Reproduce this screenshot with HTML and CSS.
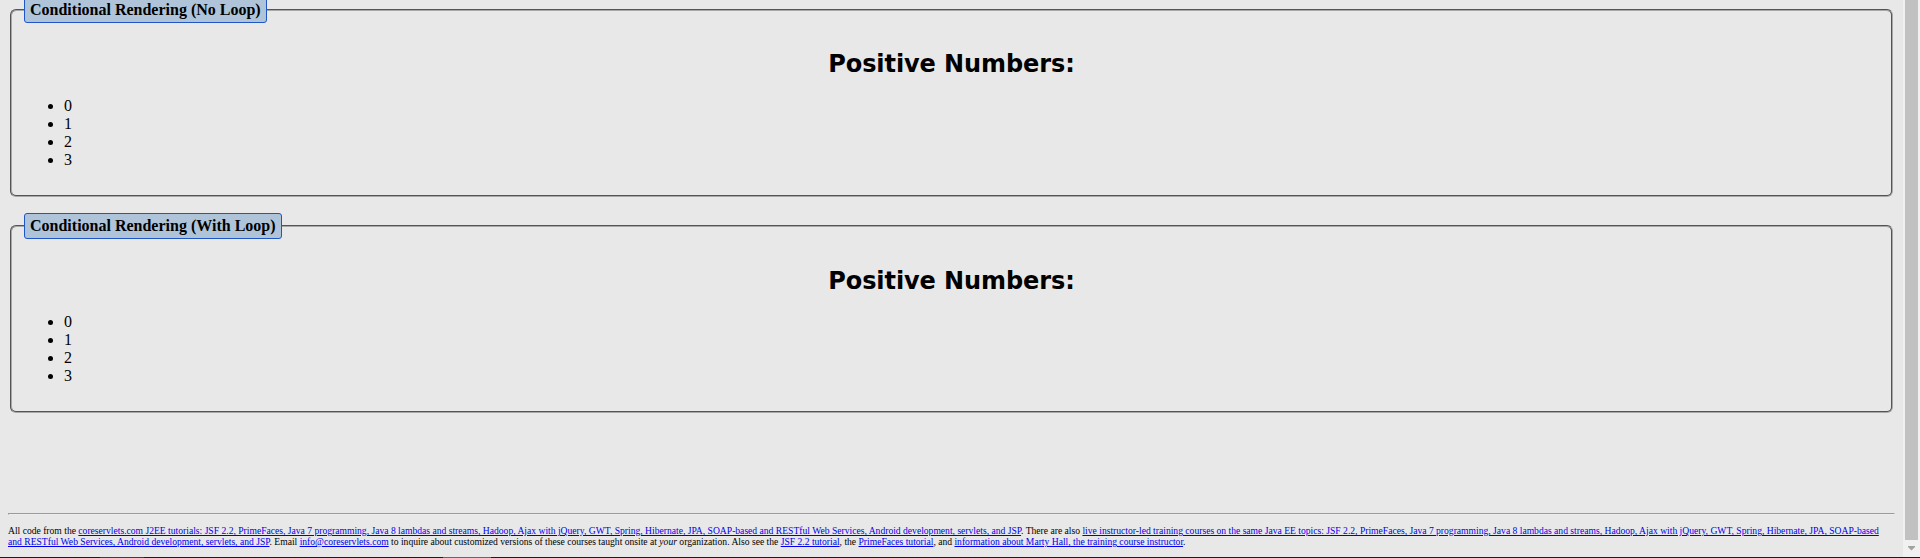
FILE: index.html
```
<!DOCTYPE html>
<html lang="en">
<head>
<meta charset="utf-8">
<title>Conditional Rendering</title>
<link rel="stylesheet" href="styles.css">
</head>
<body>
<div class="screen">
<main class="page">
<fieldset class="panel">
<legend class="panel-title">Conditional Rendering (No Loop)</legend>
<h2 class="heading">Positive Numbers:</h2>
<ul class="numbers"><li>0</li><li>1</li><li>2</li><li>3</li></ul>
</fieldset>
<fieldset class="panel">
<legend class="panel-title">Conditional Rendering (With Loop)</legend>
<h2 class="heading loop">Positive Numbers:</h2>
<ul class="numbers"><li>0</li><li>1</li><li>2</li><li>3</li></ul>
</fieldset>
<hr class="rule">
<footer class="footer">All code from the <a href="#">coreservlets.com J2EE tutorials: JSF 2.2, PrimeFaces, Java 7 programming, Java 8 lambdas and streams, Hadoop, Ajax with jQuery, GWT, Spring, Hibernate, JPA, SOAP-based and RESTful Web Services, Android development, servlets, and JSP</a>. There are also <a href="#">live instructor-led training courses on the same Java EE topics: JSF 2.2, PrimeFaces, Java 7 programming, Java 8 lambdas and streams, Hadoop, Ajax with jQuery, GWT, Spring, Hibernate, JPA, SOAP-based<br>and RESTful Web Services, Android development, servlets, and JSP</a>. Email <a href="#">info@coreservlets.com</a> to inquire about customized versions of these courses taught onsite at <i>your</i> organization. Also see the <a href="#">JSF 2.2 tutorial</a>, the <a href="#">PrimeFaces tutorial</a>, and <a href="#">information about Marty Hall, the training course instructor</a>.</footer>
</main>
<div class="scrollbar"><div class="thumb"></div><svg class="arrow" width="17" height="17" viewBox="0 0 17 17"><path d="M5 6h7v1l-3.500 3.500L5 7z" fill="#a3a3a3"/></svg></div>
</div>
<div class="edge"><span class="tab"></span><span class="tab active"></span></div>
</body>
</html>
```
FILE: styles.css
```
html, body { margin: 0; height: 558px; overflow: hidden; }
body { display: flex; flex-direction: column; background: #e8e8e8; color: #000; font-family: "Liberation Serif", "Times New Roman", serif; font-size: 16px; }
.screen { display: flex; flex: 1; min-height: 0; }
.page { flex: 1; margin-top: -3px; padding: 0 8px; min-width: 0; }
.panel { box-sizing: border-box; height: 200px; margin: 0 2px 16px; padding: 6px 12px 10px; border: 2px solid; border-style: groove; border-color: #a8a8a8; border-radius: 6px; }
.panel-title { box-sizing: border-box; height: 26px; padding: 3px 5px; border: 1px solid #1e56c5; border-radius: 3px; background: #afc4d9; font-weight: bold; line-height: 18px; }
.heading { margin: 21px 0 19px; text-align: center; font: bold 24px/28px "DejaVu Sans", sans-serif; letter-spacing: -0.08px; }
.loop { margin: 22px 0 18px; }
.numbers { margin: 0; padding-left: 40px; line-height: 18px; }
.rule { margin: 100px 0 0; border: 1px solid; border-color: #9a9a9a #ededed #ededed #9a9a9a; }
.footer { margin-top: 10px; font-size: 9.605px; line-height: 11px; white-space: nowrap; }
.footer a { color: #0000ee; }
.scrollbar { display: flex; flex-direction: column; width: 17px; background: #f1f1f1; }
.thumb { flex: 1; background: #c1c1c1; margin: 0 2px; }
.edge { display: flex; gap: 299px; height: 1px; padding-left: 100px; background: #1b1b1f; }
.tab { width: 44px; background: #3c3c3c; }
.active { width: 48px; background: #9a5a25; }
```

- **DESCRIPTION OF THE TASK**
Output the material word for word, omitting its pictures.

- **TASK ANSWER**
Reproduce this screenshot with HTML and CSS.
FILE: index.html
```
<!DOCTYPE html>
<html lang="en">
<head>
<meta charset="utf-8">
<title>Conditional Rendering</title>
<link rel="stylesheet" href="styles.css">
</head>
<body>
<div class="screen">
<main class="page">
<fieldset class="panel">
<legend class="panel-title">Conditional Rendering (No Loop)</legend>
<h2 class="heading">Positive Numbers:</h2>
<ul class="numbers"><li>0</li><li>1</li><li>2</li><li>3</li></ul>
</fieldset>
<fieldset class="panel">
<legend class="panel-title">Conditional Rendering (With Loop)</legend>
<h2 class="heading loop">Positive Numbers:</h2>
<ul class="numbers"><li>0</li><li>1</li><li>2</li><li>3</li></ul>
</fieldset>
<hr class="rule">
<footer class="footer">All code from the <a href="#">coreservlets.com J2EE tutorials: JSF 2.2, PrimeFaces, Java 7 programming, Java 8 lambdas and streams, Hadoop, Ajax with jQuery, GWT, Spring, Hibernate, JPA, SOAP-based and RESTful Web Services, Android development, servlets, and JSP</a>. There are also <a href="#">live instructor-led training courses on the same Java EE topics: JSF 2.2, PrimeFaces, Java 7 programming, Java 8 lambdas and streams, Hadoop, Ajax with jQuery, GWT, Spring, Hibernate, JPA, SOAP-based<br>and RESTful Web Services, Android development, servlets, and JSP</a>. Email <a href="#">info@coreservlets.com</a> to inquire about customized versions of these courses taught onsite at <i>your</i> organization. Also see the <a href="#">JSF 2.2 tutorial</a>, the <a href="#">PrimeFaces tutorial</a>, and <a href="#">information about Marty Hall, the training course instructor</a>.</footer>
</main>
<div class="scrollbar"><div class="thumb"></div><svg class="arrow" width="17" height="17" viewBox="0 0 17 17"><path d="M5 6h7v1l-3.500 3.500L5 7z" fill="#a3a3a3"/></svg></div>
</div>
<div class="edge"><span class="tab"></span><span class="tab active"></span></div>
</body>
</html>
```
FILE: styles.css
```
html, body { margin: 0; height: 558px; overflow: hidden; }
body { display: flex; flex-direction: column; background: #e8e8e8; color: #000; font-family: "Liberation Serif", "Times New Roman", serif; font-size: 16px; }
.screen { display: flex; flex: 1; min-height: 0; }
.page { flex: 1; margin-top: -3px; padding: 0 8px; min-width: 0; }
.panel { box-sizing: border-box; height: 200px; margin: 0 2px 16px; padding: 6px 12px 10px; border: 2px solid; border-style: groove; border-color: #a8a8a8; border-radius: 6px; }
.panel-title { box-sizing: border-box; height: 26px; padding: 3px 5px; border: 1px solid #1e56c5; border-radius: 3px; background: #afc4d9; font-weight: bold; line-height: 18px; }
.heading { margin: 21px 0 19px; text-align: center; font: bold 24px/28px "DejaVu Sans", sans-serif; letter-spacing: -0.08px; }
.loop { margin: 22px 0 18px; }
.numbers { margin: 0; padding-left: 40px; line-height: 18px; }
.rule { margin: 100px 0 0; border: 1px solid; border-color: #9a9a9a #ededed #ededed #9a9a9a; }
.footer { margin-top: 10px; font-size: 9.605px; line-height: 11px; white-space: nowrap; }
.footer a { color: #0000ee; }
.scrollbar { display: flex; flex-direction: column; width: 17px; background: #f1f1f1; }
.thumb { flex: 1; background: #c1c1c1; margin: 0 2px; }
.edge { display: flex; gap: 299px; height: 1px; padding-left: 100px; background: #1b1b1f; }
.tab { width: 44px; background: #3c3c3c; }
.active { width: 48px; background: #9a5a25; }
```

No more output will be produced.